Science helps inform conservation
Ocean biologists are starting to learn about the world’s largest fish, and the information should help efforts to protect endangered whale sharks.
Giant whale sharks, up to 60 feet long, feed mostly on tiny drifting animals and small fish like sardines. To find enough food, they endlessly cruise vast reaches of ocean to find dense swarms of prey. The learn more, scientists have been tracking the whale sharks in the eastern tropical Pacific, finding that they spend most of their time along ocean fronts, which are dynamic boundaries of cold and warm water masses that stimulate life.
In 2011 and 2012, scientists from Ecuador and England attached satellite tracking tags to 27 whale sharks at Darwin’s Arch, a remote location about 200 kilometers orthwest of the main Galapagos archipelago, and about two degrees north of the equator. This was the first time whale sharks had been tagged in the Eastern Tropical Pacific. The tagged sharks spent the next four to six months traveling east and west from this location across a 4,000-kilometer expanse of ocean, mostly staying between the equator and five degrees north latitude.
The goal of the study was partly to figure out their movements relate to ocean conditions, which is not an easy task in a fluid environment. But sea-surface temperatures, routinely measured by satellites, can reveal the oceanic features that whale sharks encounter during their large-scale movements.
John Ryan, a researcher with the Monterey Bay Aquarium Research Institute, analyzed day-to-day changes in sea-surface temperature across the entire Eastern Tropical Pacific for the months when the whale sharks were being tracked. Because the Equatorial Pacific is often cloudy, Ryan used a combination of infrared and microwave radiation data from satellites (microwave radiation can pass through clouds).

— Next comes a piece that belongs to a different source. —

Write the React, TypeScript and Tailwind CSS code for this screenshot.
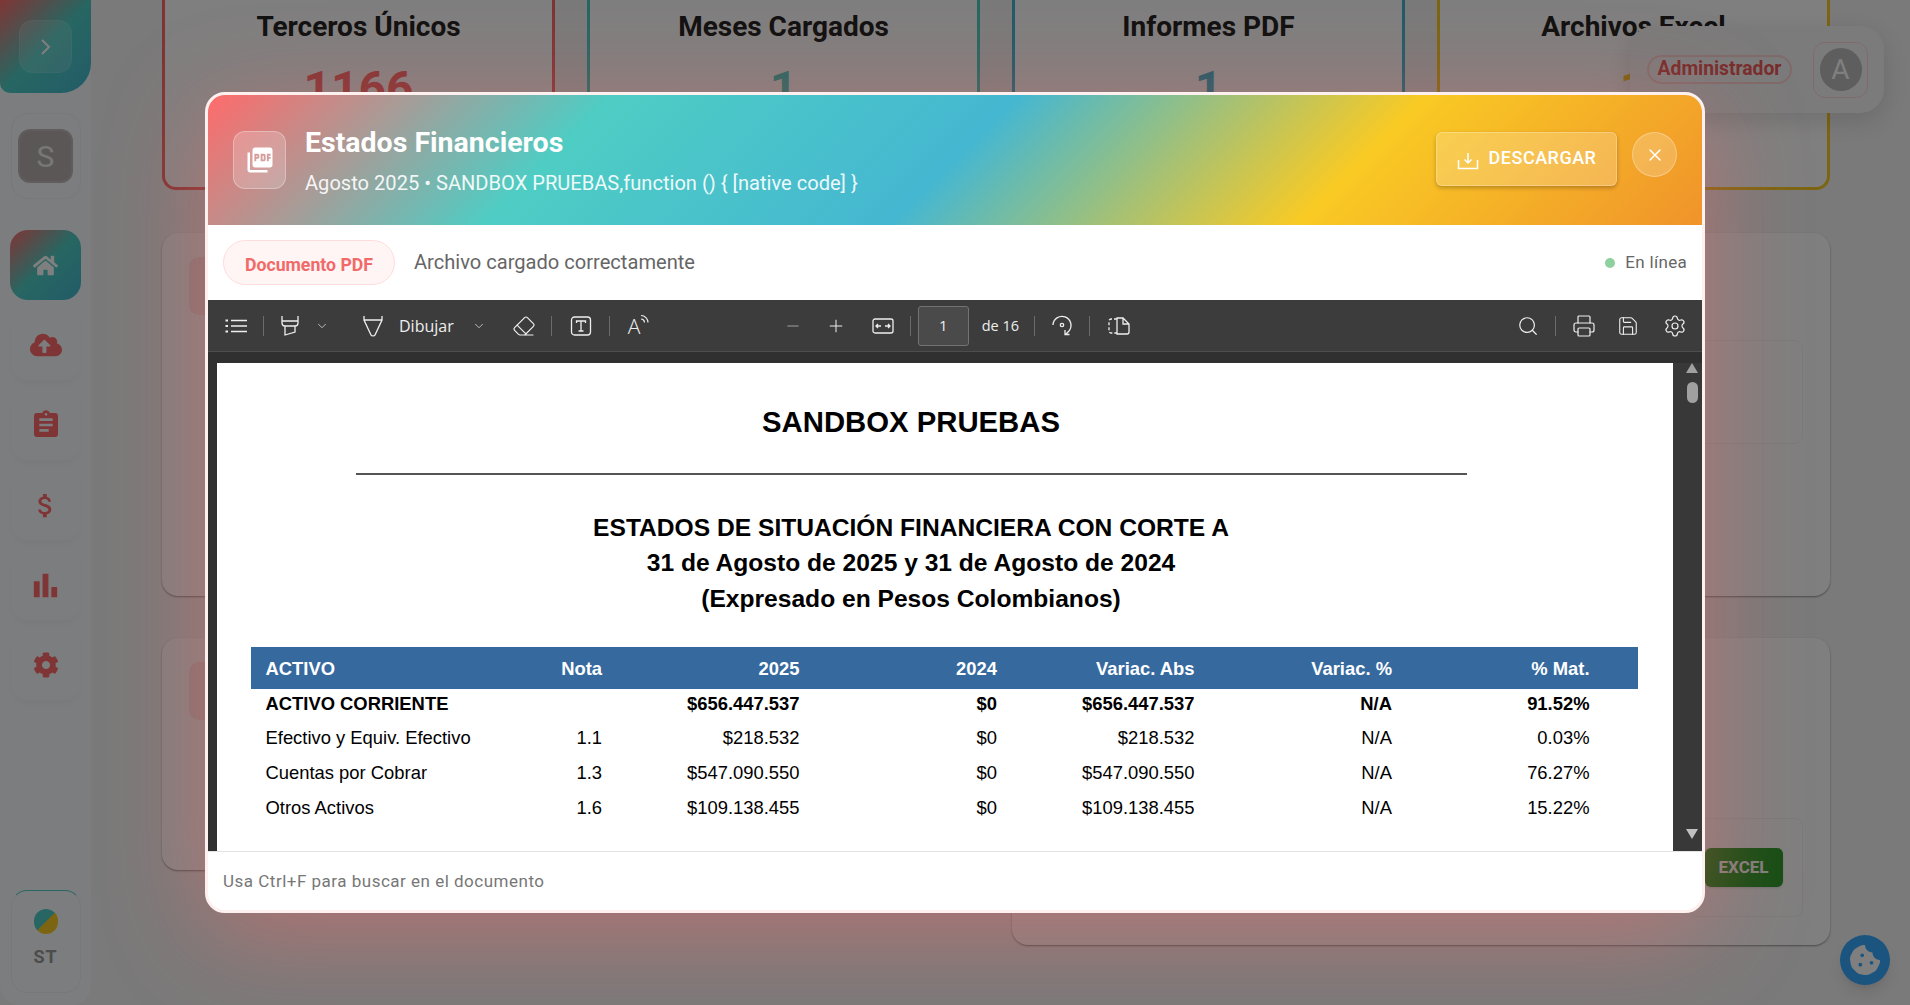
import { ChevronDown, Eraser, Minus, Plus, Printer, Save, Search, Settings, X } from "lucide-react";
import { FaCloudUploadAlt, FaCog, FaCookieBite, FaHome } from "react-icons/fa";
import { MdAssignment, MdAttachMoney, MdBarChart, MdPictureAsPdf } from "react-icons/md";

const stats = [
    { title: "Terceros Únicos", value: "1166", border: "border-[#ff6b6b]", text: "text-[#ff6b6b]" },
    { title: "Meses Cargados", value: "1", border: "border-[#4ecdc4]", text: "text-[#4ecdc4]" },
    { title: "Informes PDF", value: "1", border: "border-[#45b7d1]", text: "text-[#45b7d1]" },
    { title: "Archivos Excel", value: "1", border: "border-[#f9ca24]", text: "text-[#f9ca24]" },
];

const navItems = [
    { Icon: FaCloudUploadAlt, size: 32 },
    { Icon: MdAssignment, size: 32 },
    { Icon: MdAttachMoney, size: 31 },
    { Icon: MdBarChart, size: 35 },
    { Icon: FaCog, size: 26 },
];

const rows = [
    ["ACTIVO CORRIENTE", "", "$656.447.537", "$0", "$656.447.537", "N/A", "91.52%"],
    ["Efectivo y Equiv. Efectivo", "1.1", "$218.532", "$0", "$218.532", "N/A", "0.03%"],
    ["Cuentas por Cobrar", "1.3", "$547.090.550", "$0", "$547.090.550", "N/A", "76.27%"],
    ["Otros Activos", "1.6", "$109.138.455", "$0", "$109.138.455", "N/A", "15.22%"],
];

function Sep({ className }: { className: string }) {
    return <span className={`block h-[20px] w-px bg-[#6b6b6b] shrink-0 ${className}`} />;
}

function Sidebar() {
    return (
        <aside className="w-[91px] h-full shrink-0 bg-[#f8fbff] rounded-b-[20px] flex flex-col items-center">
            <div className="w-full h-[93px] rounded-br-[30px] rounded-bl-[10px] bg-[linear-gradient(135deg,#ff6b6b_0%,#4ecdc4_50%,#45b7d1_100%)] flex items-center justify-center">
                <div className="w-[53px] h-[53px] rounded-[14px] bg-white/15 border border-white/10 flex items-center justify-center text-white">
                    <svg width="14" height="20" viewBox="0 0 14 20" fill="none" stroke="currentColor" strokeWidth="2"><path d="M3 3l7 7-7 7" /></svg>
                </div>
            </div>
            <div className="mt-[20px] w-[70px] h-[86px] rounded-[16px] border border-[#f0f0f0] flex items-center justify-center">
                <div className="w-[55px] h-[54px] rounded-[12px] bg-[#b8aeae] border-2 border-[#c4baba] text-[#eeeeee] text-[30px] flex items-center justify-center">S</div>
            </div>
            <div className="mt-[31px] w-[71px] h-[70px] rounded-[18px] bg-[linear-gradient(135deg,#ff6b6b_0%,#4ecdc4_50%,#45b7d1_100%)] flex items-center justify-center text-white">
                <FaHome size={25} />
            </div>
            <div className="mt-[10px] flex flex-col gap-[10px]">
                {navItems.map(({ Icon, size }, i) => (
                    <div key={i} className="w-[68px] h-[70px] rounded-[16px] shadow-[0_4px_8px_rgba(0,0,0,0.03)] flex items-center justify-center text-[#ff6b6b]">
                        <Icon size={size} />
                    </div>
                ))}
            </div>
            <div className="mt-auto mb-[12px] w-[70px] h-[103px] rounded-[16px] border border-[#f0f0f0] border-t-[#4ecdc4] flex flex-col items-center pt-[18px]">
                <span className="w-[24px] h-[25px] rounded-full bg-[linear-gradient(135deg,#4ecdc4_50%,#f9ca24_50%)]" />
                <span className="mt-[9px] text-[18px] font-bold tracking-[1px] text-[#999]">ST</span>
            </div>
        </aside>
    );
}

function Dashboard() {
    return (
        <div className="flex-1 pl-[71px] pr-[80px]">
            <div className="grid grid-cols-4 gap-[32px]">
                {stats.map((s) => (
                    <div key={s.title} className={`h-[190px] bg-white border-x-[3px] border-b-[3px] rounded-b-[14px] flex flex-col items-center ${s.border}`}>
                        <h3 className="mt-[9px] text-[28px] leading-[36px] font-bold text-[#222]">{s.title}</h3>
                        <p className={`mt-[16px] text-[48px] leading-[56px] font-bold ${s.text}`}>{s.value}</p>
                        <p className="mt-[1px] text-[16px] text-[#888]">Archivos cargados</p>
                    </div>
                ))}
            </div>
            <div className="mt-[43px] h-[363px] bg-white rounded-[16px] shadow-[0_1px_2px_rgba(0,0,0,0.4)] pl-[27px] pr-[27px] pt-[24px] flex justify-between">
                <div className="w-[50px] h-[58px] rounded-[10px] bg-[#ffe6e6]" />
                <div className="mt-[83px] w-[250px] h-[104px] border border-[#f3f3f3] rounded-[8px]" />
            </div>
            <div className="mt-[42px] grid grid-cols-2 gap-[32px] items-start">
                <div className="h-[232px] bg-white rounded-[16px] shadow-[0_1px_2px_rgba(0,0,0,0.4)] pl-[27px] pt-[24px]">
                    <div className="w-[50px] h-[58px] rounded-[10px] bg-[#ffe6e6]" />
                </div>
                <div className="h-[307px] bg-white rounded-[16px] shadow-[0_1px_2px_rgba(0,0,0,0.4)] pr-[27px] pt-[180px] flex justify-end">
                    <div className="w-[113px] h-[99px] border border-[#f3f3f3] rounded-[8px] flex items-center justify-center pr-[6px]">
                        <span className="w-[78px] h-[39px] rounded-[6px] bg-[#2a9d2a] text-white font-bold text-[17px] flex items-center justify-center shadow-sm">EXCEL</span>
                    </div>
                </div>
            </div>
        </div>
    );
}

function Toolbar() {
    const icon = "text-[#eeeeee] shrink-0";
    return (
        <div className="h-[52px] shrink-0 bg-[#3c3c3c] border-b border-[#4d4d4d] flex items-center text-[#eeeeee] font-['Open_Sans',sans-serif]">
            <svg width="22" height="16" viewBox="0 0 22 16" fill="none" stroke="currentColor" strokeWidth="1.300" className={`${icon} ml-[17px]`}>
                <path d="M6 2.500h16M6 8h16M6 13.500h16" />
                <path d="M0.500 2.500h2.500M0.500 8h2.500M0.500 13.500h2.500" strokeWidth="2.200" />
            </svg>
            <Sep className="ml-[16px]" />
            <svg width="20" height="24" viewBox="0 0 20 24" fill="none" stroke="currentColor" strokeWidth="1.300" className={`${icon} ml-[16px]`}>
                <path d="M2 2v7a3 3 0 0 0 3 3h10a3 3 0 0 0 3-3V2M2 7h16M5 12v9l10-3v-6" />
            </svg>
            <ChevronDown size={14} strokeWidth={1.2} className={`${icon} ml-[15px]`} />
            <svg width="22" height="24" viewBox="0 0 22 24" fill="none" stroke="currentColor" strokeWidth="1.300" className={`${icon} ml-[33px]`}>
                <path d="M2 2v4l7 15c.5 1.200 3.500 1.200 4 0l7-15V2M2 6h18" />
            </svg>
            <span className="ml-[15px] text-[16px]">Dibujar</span>
            <ChevronDown size={14} strokeWidth={1.2} className={`${icon} ml-[18px]`} />
            <Eraser size={24} strokeWidth={1.2} className={`${icon} ml-[26px]`} />
            <Sep className="ml-[15px]" />
            <svg width="22" height="22" viewBox="0 0 22 22" fill="none" stroke="currentColor" strokeWidth="1.300" className={`${icon} ml-[18px]`}>
                <rect x="1.500" y="2" width="19" height="18" rx="3" />
                <path d="M6.500 8V6h9v2M11 6v10M8.500 16h5" />
            </svg>
            <Sep className="ml-[17px]" />
            <span className="ml-[18px] relative w-[21px] h-[24px] text-[21px] leading-[24px] font-light">
                A
                <svg width="10" height="11" viewBox="0 0 10 11" fill="none" stroke="currentColor" strokeWidth="1.200" className="absolute right-[-1px] top-[0px]">
                    <path d="M1 5a3.500 3.500 0 0 1 3.500 3.500M1 1.500a7 7 0 0 1 7 7" />
                </svg>
            </span>
            <Minus size={18} strokeWidth={1.2} className="text-[#aaaaaa] shrink-0 ml-[135px]" />
            <Plus size={20} strokeWidth={1.2} className={`${icon} ml-[24px]`} />
            <svg width="22" height="16" viewBox="0 0 22 16" fill="none" stroke="currentColor" strokeWidth="1.300" className={`${icon} ml-[26px]`}>
                <rect x="1" y="1" width="20" height="14" rx="2" />
                <path d="M4 8h5M6 6L4 8l2 2M18 8h-5M16 6l2 2-2 2" />
            </svg>
            <Sep className="ml-[16px]" />
            <span className="ml-[7px] w-[51px] h-[40px] rounded-[3px] bg-[#4a4a4a] border border-[#737373] text-[15px] flex items-center justify-center">1</span>
            <span className="ml-[13px] text-[14.500px] whitespace-nowrap">de 16</span>
            <Sep className="ml-[15px]" />
            <svg width="22" height="24" viewBox="0 0 22 24" fill="none" stroke="currentColor" strokeWidth="1.300" className={`${icon} ml-[16px]`}>
                <path d="M2 11a9 9 0 1 1 16 6l-3 3M14 16v4.500h4.500" />
                <circle cx="11" cy="11" r="1.700" />
            </svg>
            <Sep className="ml-[16px]" />
            <svg width="22" height="18" viewBox="0 0 22 18" fill="none" stroke="currentColor" strokeWidth="1.300" className={`${icon} ml-[18px]`}>
                <path d="M9 2H3a2 2 0 0 0-2 2v10a2 2 0 0 0 2 2h6" strokeDasharray="3 2" />
                <path d="M9 1v16h10a2 2 0 0 0 2-2V7l-6-6zM15 1v6h6" />
            </svg>
            <Search size={22} strokeWidth={1.3} className={`${icon} ml-auto`} />
            <Sep className="ml-[16px]" />
            <Printer size={24} strokeWidth={1.2} className={`${icon} ml-[16px]`} />
            <Save size={22} strokeWidth={1.2} className={`${icon} ml-[21px]`} />
            <Settings size={24} strokeWidth={1.2} className={`${icon} ml-[24px] mr-[15px]`} />
        </div>
    );
}

function PdfPage() {
    return (
        <div className="w-[1456px] h-full bg-white text-black font-['Liberation_Sans',Arial,sans-serif] overflow-hidden">
            <div className="pr-[68px]">
                <h1 className="pt-[40px] text-center font-bold text-[29.300px] leading-[38px]">SANDBOX PRUEBAS</h1>
                <div className="mx-auto mt-[32px] w-[1111px] h-[2px] bg-[#555]" />
                <div className="mt-[35px] text-center font-bold text-[24.600px] leading-[35.300px]">
                    <p>ESTADOS DE SITUACIÓN FINANCIERA CON CORTE A</p>
                    <p>31 de Agosto de 2025 y 31 de Agosto de 2024</p>
                    <p>(Expresado en Pesos Colombianos)</p>
                </div>
            </div>
            <div className="mt-[31px] ml-[34px] mr-[35px] text-[18.400px]">
                <div className="grid grid-cols-[251px_100px_repeat(5,197.500px)] items-center h-[42px] pt-[1px] bg-[#366a9f] text-white font-bold">
                    {["ACTIVO", "Nota", "2025", "2024", "Variac. Abs", "Variac. %", "% Mat."].map((h, i) => (
                        <span key={h} className={i === 0 ? "pl-[14.500px]" : "text-right"}>{h}</span>
                    ))}
                </div>
                {rows.map((r, ri) => (
                    <div key={r[0]} className={`grid grid-cols-[251px_100px_repeat(5,197.500px)] items-center ${ri === 0 ? "h-[34px] font-bold mt-[-3px] pt-[1px]" : "h-[35px]"}`}>
                        {r.map((c, i) => (
                            <span key={i} className={i === 0 ? "pl-[14.500px] whitespace-nowrap" : "text-right"}>{c}</span>
                        ))}
                    </div>
                ))}
            </div>
        </div>
    );
}

function Modal() {
    return (
        <div className="w-[1500px] h-[821px] rounded-[20px] border-[3px] border-[#fff0f0] bg-white flex flex-col overflow-hidden shadow-[0_20px_100px_rgba(255,107,107,0.45)]">
            <header className="h-[130px] shrink-0 flex items-center pl-[25px] pr-[25px] bg-[linear-gradient(135deg,#ff6b6b_0%,#4ecdc4_25%,#45b7d1_50%,#f9ca24_75%,#f0932b_100%)] text-white">
                <div className="w-[53px] h-[58px] rounded-[12px] bg-white/20 border border-white/30 flex items-center justify-center">
                    <MdPictureAsPdf size={30} />
                </div>
                <div className="ml-[19px]">
                    <h2 className="text-[28.500px] leading-[36px] font-bold">Estados Financieros</h2>
                    <p className="mt-[9px] text-[20.100px] leading-[26px] opacity-90">Agosto 2025 • SANDBOX PRUEBAS,function () {"{"} [native code] {"}"}</p>
                </div>
                <button className="ml-auto mb-[2px] w-[181px] h-[54px] pb-[3px] rounded-[6px] bg-white/20 border border-white/25 shadow-[0_2px_4px_rgba(0,0,0,0.25)] flex items-center justify-center gap-[10px] text-[18px] font-medium tracking-[0.5px]">
                    <svg width="22" height="22" viewBox="0 0 22 22" fill="none" stroke="currentColor" strokeWidth="1.500" className="mt-[5px]">
                        <path d="M1.500 11v8.500h19V11M11 4v10M7.500 10.500L11 14l3.500-3.500" />
                    </svg>
                    DESCARGAR
                </button>
                <button className="ml-[15px] mb-[11px] w-[45px] h-[45px] rounded-full bg-white/20 border border-white/30 flex items-center justify-center">
                    <X size={20} strokeWidth={1.800} />
                </button>
            </header>
            <div className="h-[75px] shrink-0 flex items-center pl-[15px] pr-[15px]">
                <span className="w-[172px] h-[45px] pt-[6px] rounded-full bg-[#fff5f5] border border-[#ffdcdc] text-[#f06a6a] font-bold text-[17.700px] flex items-center justify-center">Documento PDF</span>
                <span className="ml-[19px] text-[20.100px] text-[#666]">Archivo cargado correctamente</span>
                <span className="ml-auto w-[10px] h-[10px] rounded-full bg-[#8fd19e]" />
                <span className="ml-[10px] text-[17px] text-[#666] tracking-[0.3px]">En línea</span>
            </div>
            <Toolbar />
            <div className="flex-1 min-h-0 bg-[#303030] flex pl-[9px] pt-[11px]">
                <PdfPage />
                <div className="flex-1 bg-[#383838] flex flex-col items-center pl-[9px] pb-[12px]">
                    <span className="w-0 h-0 border-x-[6.500px] border-x-transparent border-b-[10px] border-b-[#a0a0a0]" />
                    <span className="mt-[9px] w-[11px] h-[21px] rounded-full bg-[#a0a0a0]" />
                    <span className="mt-auto w-0 h-0 border-x-[6.500px] border-x-transparent border-t-[10px] border-t-[#c0c0c0]" />
                </div>
            </div>
            <footer className="h-[59px] pt-[2px] shrink-0 border-t border-[#e3e3e3] flex items-center pl-[15px] text-[17px] text-[#777] tracking-[0.5px]">
                Usa Ctrl+F para buscar en el documento
            </footer>
        </div>
    );
}

export default function App() {
    return (
        <div className="h-[1005px] overflow-hidden relative bg-[#f4f4f4] flex font-['Roboto',sans-serif]">
            <Sidebar />
            <Dashboard />
            <div className="absolute top-[26px] right-[26px] w-[254px] h-[87px] rounded-[24px] bg-[#f7f7f7] shadow-[0_8px_24px_rgba(0,0,0,0.12)] flex items-center pl-[17px]">
                <span className="w-[145px] h-[29px] rounded-full border-2 border-[#ffd5d5] text-[#ef5b5b] font-bold text-[19.300px] flex items-center justify-center">Administrador</span>
                <span className="ml-[21px] w-[55px] h-[56px] rounded-[12px] border border-[#ffd5d5] flex items-center justify-center">
                    <span className="w-[42px] h-[43px] rounded-full bg-[#bdbdbd] text-white text-[28px] flex items-center justify-center">A</span>
                </span>
            </div>
            <div className="absolute top-[935px] left-[1840px] w-[50px] h-[50px] rounded-full bg-[#34a8ff] text-white flex items-center justify-center shadow-lg">
                <FaCookieBite size={30} />
            </div>
            <div className="absolute inset-0 bg-black/50 flex items-center justify-center">
                <Modal />
            </div>
        </div>
    );
}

When he first looked at the whale-shark tracks in relation to the satellite data, he was struck by how consistent the tracks were. “The whale sharks could have ranged anywhere in the Eastern Tropical Pacific,” he said, “but they were primarily following frontal boundaries between warm and cold water.”
Extending across the Eastern Pacific is a distinct boundary between warm water north of the equator and colder water to the south. This boundary is called the North Pacific Equatorial Upwelling Front. Ryan’s analysis showed that whale sharks followed this front as if it was an open-ocean highway. When the front moved north and south in huge wave-like meanders, the whale sharks followed these meanders like semi trucks negotiating a winding mountain road.
Darwin’s Arch, the whale-shark tagging site, is located right in the middle of the equatorial front. This could explain why whale sharks are often seen in the area, but rarely hang around for very long.
Ryan said previous studies showed that plankton [small, drifting plants and animals] can accumulate in this transitional zone. He also found that whale sharks also followed the fronts near the coast of Central and South America, especially in January or February, when the equatorial front typically weakens or disappears.
In an interesting side note, almost all of the whale sharks tracked in this experiment appeared to be pregnant females. The one adult male that was tracked followed a similar path as the females. Two juvenile whale sharks that were tracked followed different paths, farther away from the equatorial front.
In 2016, whale sharks were declared an endangered species, their numbers threatened by shark finning, entanglement in fishing gear, and boat collisions. But one of the biggest challenges in whale-shark conservation is simply coming up with good population estimates. By demonstrating that whale sharks can be found along fronts, this study will make it easier for marine biologists to estimate how many of these gentle giants are out there riding the rolling waves of the whale-shark highways.
The study was recently published in the journal PLoS One.